If the points lying on a bounding circle are "sorted" (cyclically, of course), finding the pair farthest apart can be done in linear time, relying upon the "unimodality" of the circle (meaning that distances from a fixed point rise monotonically until the antipode and then fall) to amortize the cost of computing distances. Unfortunately that sorting would introduce a step with O(n log n) time complexity, and this proves to be worst-case optimal for exact deterministic methods in the planar case.

In 2001 Ramos succeeded in showing an O(n log n) deterministic algorithm for three-dimensional sets, but the technique is so involved that an implementation may be impractical or slower than brute force all-pairs search up to very large datasets.

For higher dimensions many authors have considered randomized or approximate algorithms.
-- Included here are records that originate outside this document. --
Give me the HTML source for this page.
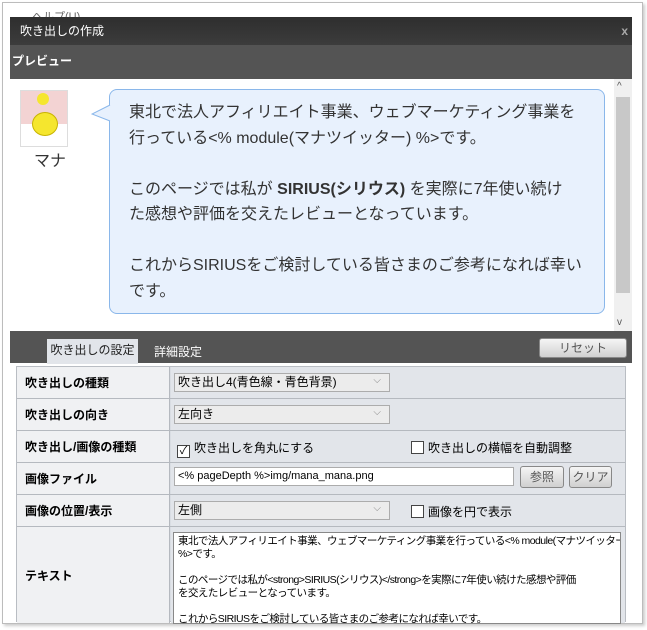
<!DOCTYPE html>
<html><head><meta charset="utf-8"><style>
*{margin:0;padding:0;box-sizing:border-box}
body{width:647px;height:630px;background:#fff;position:relative;overflow:hidden;font-family:"Liberation Sans","Noto Sans CJK JP",sans-serif;}
.abs{position:absolute}
.frame{left:2px;top:2px;width:641px;height:622px;border:1px solid #bcbcbc;box-shadow:2px 2px 3px #ccc;background:#fff}
.title{left:10px;top:17px;width:622px;height:28px;background:linear-gradient(#2e2e2e,#3c3c3c);color:#fff;font-size:12px;line-height:28px;padding-left:10px}
.prev{left:10px;top:45px;width:622px;height:34px;background:#545454;color:#fff;font-size:12px;font-weight:bold;line-height:32px;padding-left:2px}
.bubble{left:109px;top:89px;width:496px;height:225px;background:#e8f1fd;border:1px solid #8ab7ea;border-radius:8px;padding:10px 10px 10px 19px;font-size:16px;line-height:25.5px;color:#333;letter-spacing:0;white-space:nowrap}
.bar{left:10px;top:331px;width:622px;height:32px;background:#545454}
.tbl{left:16px;top:366px;width:610px;height:256px;background:#d9dde3;border:1px solid #b9bdc3}
.row{position:absolute;left:0;width:608px;border-bottom:1px solid #b5b9bf}
.lab{position:absolute;left:0;top:0;bottom:0;width:153px;background:#f0f1f3;border-right:1px solid #b5b9bf;font-size:12px;font-weight:bold;padding-left:8px;display:flex;align-items:center}
.val{position:absolute;left:154px;top:0;bottom:0;right:0;background:#e2e5ea;font-size:12px}
.sel{position:absolute;left:3px;top:6px;width:216px;height:19px;background:#ececec;border:1px solid #acacac;font-size:12px;line-height:17px;padding-left:3px}
.sel:after{content:"⌵";position:absolute;right:8px;top:-2px;color:#888;font-size:10px}
.cb{display:inline-block;width:13px;height:13px;border:1px solid #444;background:#fff;vertical-align:-2px;margin-right:4px;font-size:11px;line-height:11px;text-align:center}
.btn{position:absolute;height:22px;border:1px solid #888;border-radius:3px;background:linear-gradient(#f5f5f5,#d0d0d0);font-size:12px;color:#555;text-align:center;line-height:20px}
</style></head><body>
<div class="abs frame"></div>
<div class="abs" style="left:32px;top:8px;font-size:11px;color:#666">ヘルプ(U)</div>
<div class="abs title">吹き出しの作成<span style="position:absolute;right:4px;color:#aaa;font-weight:bold">x</span></div>
<div class="abs prev">プレビュー</div>
<div class="abs" style="left:10px;top:79px;width:622px;height:252px;background:#fff"></div>
<div class="abs" style="left:614px;top:79px;width:18px;height:252px;background:#f0f0f0"></div>
<div class="abs" style="left:616px;top:97px;width:14px;height:196px;background:#c8c8c8"></div>
<div class="abs" style="left:617px;top:81px;font-size:10px;color:#555">^</div>
<div class="abs" style="left:617px;top:317px;font-size:10px;color:#555">v</div>
<div class="abs" style="left:20px;top:90px;width:48px;height:57px;border:1px solid #ddd;background:linear-gradient(#f3d3d3 0,#f3d3d3 60%,#fff 60%)"></div>
<div class="abs" style="left:32px;top:112px;width:26px;height:24px;border-radius:50%;background:#f5e62e;border:1px solid #c8b400"></div>
<div class="abs" style="left:37px;top:93px;width:12px;height:12px;border-radius:50%;background:#f5e62e"></div>
<div class="abs" style="left:34px;top:147px;font-size:16px;color:#333">マナ</div>
<div class="abs bubble">東北で法人アフィリエイト事業、ウェブマーケティング事業を<br>行っている&lt;% module(マナツイッター) %&gt;です。<br><br>このページでは私が <b>SIRIUS(シリウス)</b> を実際に7年使い続け<br>た感想や評価を交えたレビューとなっています。<br><br>これからSIRIUSをご検討している皆さまのご参考になれば幸い<br>です。</div>
<svg class="abs" style="left:91px;top:104px" width="20" height="20"><path d="M19 1 L1 10 L19 17" fill="#e8f1fd" stroke="#8ab7ea"/></svg>
<div class="abs bar"></div>
<div class="abs" style="left:47px;top:339px;width:91px;height:25px;background:#e2e5ea;font-size:12px;text-align:center;line-height:22px;color:#222">吹き出しの設定</div>
<div class="abs" style="left:154px;top:343px;font-size:12px;color:#fff">詳細設定</div>
<div class="btn" style="left:539px;top:338px;width:88px;height:20px;line-height:18px">リセット</div>
<div class="abs tbl">
<div class="row" style="top:0;height:32px"><div class="lab">吹き出しの種類</div><div class="val"><div class="sel">吹き出し4(青色線・青色背景)</div></div></div>
<div class="row" style="top:32px;height:32px"><div class="lab">吹き出しの向き</div><div class="val"><div class="sel">左向き</div></div></div>
<div class="row" style="top:64px;height:32px"><div class="lab">吹き出し/画像の種類</div><div class="val"><div class="abs" style="left:6px;top:8px"><span class="cb">✓</span>吹き出しを角丸にする</div><div class="abs" style="left:240px;top:8px"><span class="cb"></span>吹き出しの横幅を自動調整</div></div></div>
<div class="row" style="top:96px;height:32px"><div class="lab">画像ファイル</div><div class="val"><div class="abs" style="left:3px;top:4px;width:340px;height:19px;background:#fff;border:1px solid #acacac;padding-left:3px;line-height:17px;font-size:11px">&lt;% pageDepth %&gt;img/mana_mana.png</div><div class="btn" style="left:349px;top:3px;width:44px">参照</div><div class="btn" style="left:398px;top:3px;width:43px">クリア</div></div></div>
<div class="row" style="top:128px;height:32px"><div class="lab">画像の位置/表示</div><div class="val"><div class="sel">左側</div><div class="abs" style="left:240px;top:8px"><span class="cb"></span>画像を円で表示</div></div></div>
<div class="row" style="top:160px;height:96px;border:0"><div class="lab">テキスト</div><div class="val"><div class="abs" style="left:2px;top:5px;width:448px;height:92px;background:#fff;border:1px solid #888;padding:2px 4px;font-size:10.5px;line-height:13px;overflow:hidden;letter-spacing:-0.55px;white-space:nowrap">東北で法人アフィリエイト事業、ウェブマーケティング事業を行っている&lt;% module(マナツイッター)<br>%&gt;です。<br><br>このページでは私が&lt;strong&gt;SIRIUS(シリウス)&lt;/strong&gt;を実際に7年使い続けた感想や評価<br>を交えたレビューとなっています。<br><br>これからSIRIUSをご検討している皆さまのご参考になれば幸いです。</div></div></div>
</div>
</body></html>
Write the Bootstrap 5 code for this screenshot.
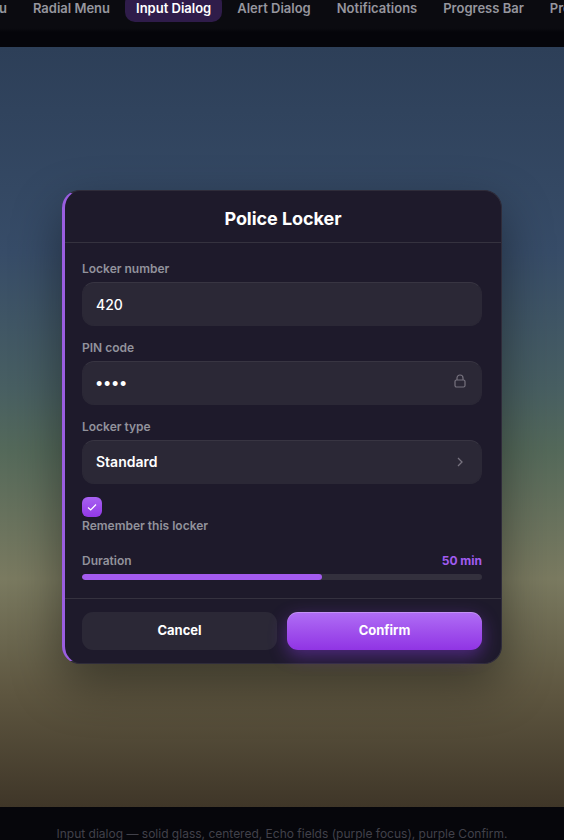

See Piotr Indyk's thesis (2000) for approximate methods with only polynomial dependence on dimension for various proximity problems.

Answer 3

As mentioned in this answer, you are seeking the "diameter" of the set of N points, a well known problem in computational geometry. There are basically two steps:

1. Find the convex hull of the points. Algorithms exist that are O(N ln N), worst case. In practice, QuickHull is usually a fast choice, although potentially O(N^2) worst case. The QHull implementation is convenient to call from the command line. The CGAL library provides a C++ implementation

2. Antipodal pairs on the convex hull are candidates for furthest points. One can search over the antipodal points using an algorithm like Rotating calipers in O(N) time.

The problem can be generalized to an "all-farthest pairs" problem: for each point i, find the most distant point j---we're now seeking N pairs of points. The solution again uses the convex hull, but now the second part can be done with a matrix searching algorithm.

Answer 4

Not really - a common approach is to group points into clusters and then store the distances between clusters.

That way you don't need to check if a certain house in New York is furthest from Paris if you have already determiend that Australia is further away

Answer 5

The distance from A to B is the same as the distance from B to A. You can easily modify the algorithm to eliminate half of the computations this way. It'll still be O(n^2) but will be twice as fast.

That is, instead of computing all off-diagonal elements of the distance matrix P x P:

P = {A, B, C, D, ...}

  + A + B + C + D + ...
A |   | * | * | * | ...
B | * |   | * | * | ...
C | * | * |   | * | ...
D | * | * | * |   | ...
  |   |   |   |   |

you can compute either the upper triangle:

  + A + B + C + D + ...
A |   | * | * | * | ...
B |   |   | * | * | ...
C |   |   |   | * | ...
D |   |   |   |   | ...
  |   |   |   |   |

or the lower triangle:

  + A + B + C + D + ...
A |   |   |   |   | ...
B | * |   |   |   | ...
C | * | * |   |   | ...
D | * | * | * |   | ...
  |   |   |   |   |

Answer 6

If you perform this query often but the points do not change much, you can perform precalculations that can speed things up.

Each point can store the farthest point from it and recheck on every point addition if the new point is farther.

When you query you just go thru all the points and look at their cached points.

You end up with O(n) for new point entry and O(n) for farthest apart query.

Answer 7

I'm not sure if putting the points into a spatial index and querying it leads to an O(n log n) algorithm.